Born on June 27, 1919, in Renfrew, Scotland; died of stomach cancer on May 28, 2007, in Oxford, England. Theologian. One of the twentieth-century’s leading theologians, the Rev. Professor John Mac-quarrie wrote more than 30 books developing an accessible theology that combined existentialist philosophy with orthodox Christian thought. In addition to writing, Macquarrie also held several teaching posts in England, Scotland, and the United States. Despite his stature in the church, he continued to speak at village parishes in England.
Macquarrie was born in 1919 in Scotland. His father was a shipyard pattern-maker and an elder in the Presbyterian Church; his grandfather was a native Gaelic speaker. He idolized the local Presbyterian minister who helped spark his interest in philosophy. Macquarrie attended Paisley Grammar School and later Glasgow University. He earned a degree in philosophy and turned to theology. He earned another degree in theology and was ordained as a Presbyterian minister in the Church of Scotland, briefly working as an assistant parish minister.

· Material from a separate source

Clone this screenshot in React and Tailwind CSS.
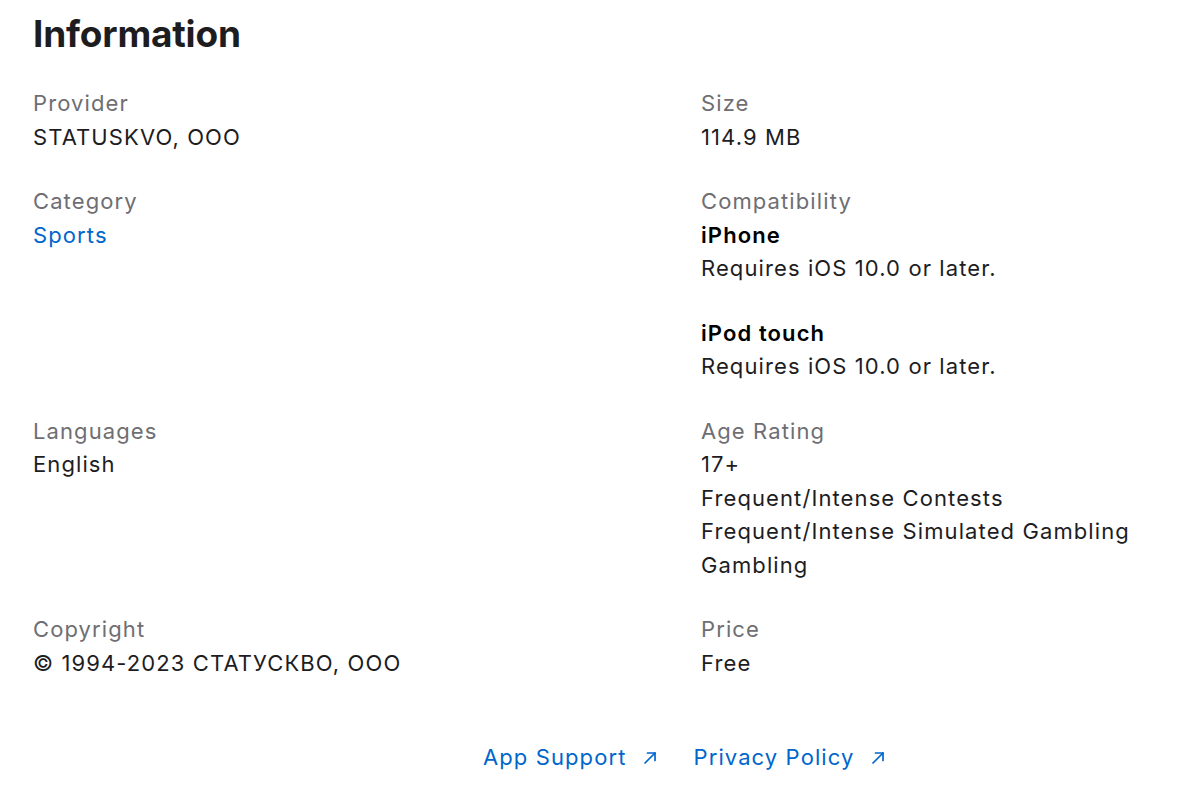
import React from "react";

const rows = [
  {
    left: { label: "Provider", lines: ["STATUSKVO, OOO"] },
    right: { label: "Size", lines: ["114.9 MB"] },
  },
  {
    left: { label: "Category", lines: ["Sports"], link: true },
    right: { label: "Compatibility", devices: true },
  },
  {
    left: { label: "Languages", lines: ["English"] },
    right: {
      label: "Age Rating",
      lines: [
        "17+",
        "Frequent/Intense Contests",
        "Frequent/Intense Simulated Gambling",
        "Gambling",
      ],
    },
  },
  {
    left: { label: "Copyright", lines: ["© 1994-2023 СТАТУСКВО, ООО"] },
    right: { label: "Price", lines: ["Free"] },
  },
];

const devices = [
  { name: "iPhone", req: "Requires iOS 10.0 or later." },
  { name: "iPod touch", req: "Requires iOS 10.0 or later." },
];

const Arrow = () => (
  <svg
    viewBox="0 0 14 14"
    className="ml-4 h-[14px] w-[14px]"
    fill="none"
    stroke="currentColor"
    strokeWidth="1.7"
    strokeLinecap="round"
    strokeLinejoin="round"
  >
    <path d="M2 12 L12 2" />
    <path d="M4.5 2 H12 V9.5" />
  </svg>
);

const Item = ({ item }) => (
  <div>
    <p className="text-[#6e6e73]">{item.label}</p>
    {item.devices ? (
      <div className="space-y-[31px]">
        {devices.map((d) => (
          <div key={d.name}>
            <p className="font-semibold text-black">{d.name}</p>
            <p className="text-[#1d1d1f]">{d.req}</p>
          </div>
        ))}
      </div>
    ) : (
      item.lines.map((l) => (
        <p key={l} className={item.link ? "text-[#0066cc]" : "text-[#1d1d1f]"}>
          {l}
        </p>
      ))
    )}
  </div>
);

export default function App() {
  return (
    <div
      className="min-h-[800px] bg-white px-[33px] pt-[12px] text-[22px] leading-[33.5px] tracking-[1.1px]"
      style={{ fontFamily: "Inter, 'Noto Sans', sans-serif" }}
    >
      <h2 className="text-[37px] font-bold leading-[44px] tracking-[-0.2px] text-[#1d1d1f]">
        Information
      </h2>

      {/* info grid – rows line up across both columns */}
      <div className="mt-[31px] grid grid-cols-[668px_1fr] gap-y-[31px]">
        {rows.map((r) => (
          <React.Fragment key={r.left.label}>
            <Item item={r.left} />
            <Item item={r.right} />
          </React.Fragment>
        ))}
      </div>

      <div className="mt-[61px] flex pl-[450px] text-[#0066cc]">
        <a className="flex items-center">
          App Support
          <Arrow />
        </a>
        <a className="ml-[37px] flex items-center">
          Privacy Policy
          <Arrow />
        </a>
      </div>
    </div>
  );
}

In 1943, Macquarrie joined the British Army and served in the chaplain department until 1948. He became a parish minister but left to earn his doctorate at Glasgow University. He became a lecturer at the university until he joined the faculty of Union Theological Seminary in New York, in 1962.

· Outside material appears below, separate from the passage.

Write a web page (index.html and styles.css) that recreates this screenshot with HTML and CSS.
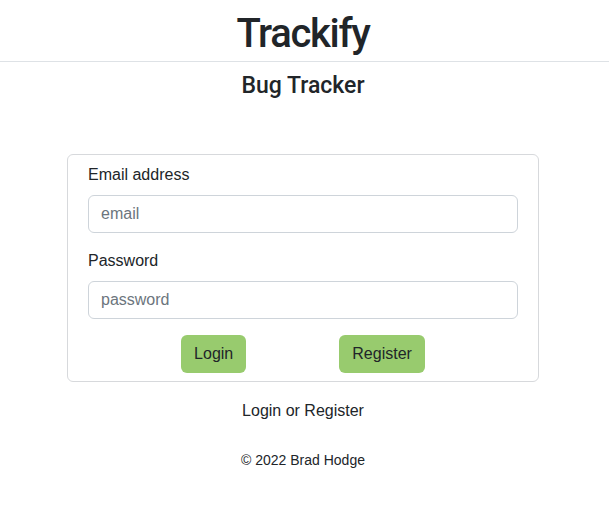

Macquarrie began his literary career in 1955 with the release of An Existentialist Theology, which was a critique of Rudolf Bultman (a German theologian) and philosopher Martin Heidegger. His second release was The Scope of Demythologizing in 1960. Macquarrie’s interest in German existentialist philosophy brought him to translate Heidegger’s Being and Time with Edward Robinson. Also among his writings are Twentieth Century Religious Thought, In Search of Humanity, and Paths in Spirituality.
Macquarrie’s Principles of Christian Theology, (published in 1966) became a classic textbook used in schools around the world. Each of his books explored a wide variety of subjects including the nature of God, human spirituality, and the potential for change and transformation. N. K. Bruger wrote in the New York Times in a 1972 review of Paths in Spirituality, “Unlike some modern theologians, John Macquarrie writes about God as though he believes in him.” Not one to cater to typical doctrine, Mac-quarrie appreciated the broad spectrum of Christian thought. He held a belief that other religions do reveal the ultimate truth. Many felt that this view was heretical. He felt that in order to dispute heresy the Church needed to prove it had the better theology.
During his time in New York, Macquarrie was ordained as an Episcopal priest. He was attracted to the Catholic element that was in the Church. He then moved to England and became the Lady Margaret Professor of Divinity at Oxford University and also canon of Christ Church Cathedral. He was a sought-after lecturer but continued to preach at local parishes. According to the New York Times, Dr. William L. Sachs, an Episcopal associate rector, likened hearing Macquarrie’s lecture to “listening to a fine, fine Beethoven symphony.” Macquarrie was also a priest associate of the Order of the Holy Cross. He was the first to lecture on theology at the University of Beijing and was elected a Fellow of the British Academy.
Macquarrie retired in 1986 but continued to lecture and write. In 2006, a volume of 25 essays was presented as a tribute to Macquarrie for working with publisher SCM Press for 50 years. On May 28, 2007, Macquarrie died of stomach cancer in Oxford, England. He was 87. He is survived by his wife of more than 55 years, Jenny, three children, and two grandchildren. Sources: Los Angeles Times, June 8, 2007, p. B7; New York Times, June 3, 2007, p. A29; Times (London), June 1, 2007, p. 80; Washington Post, June 11, 2007, p. B6.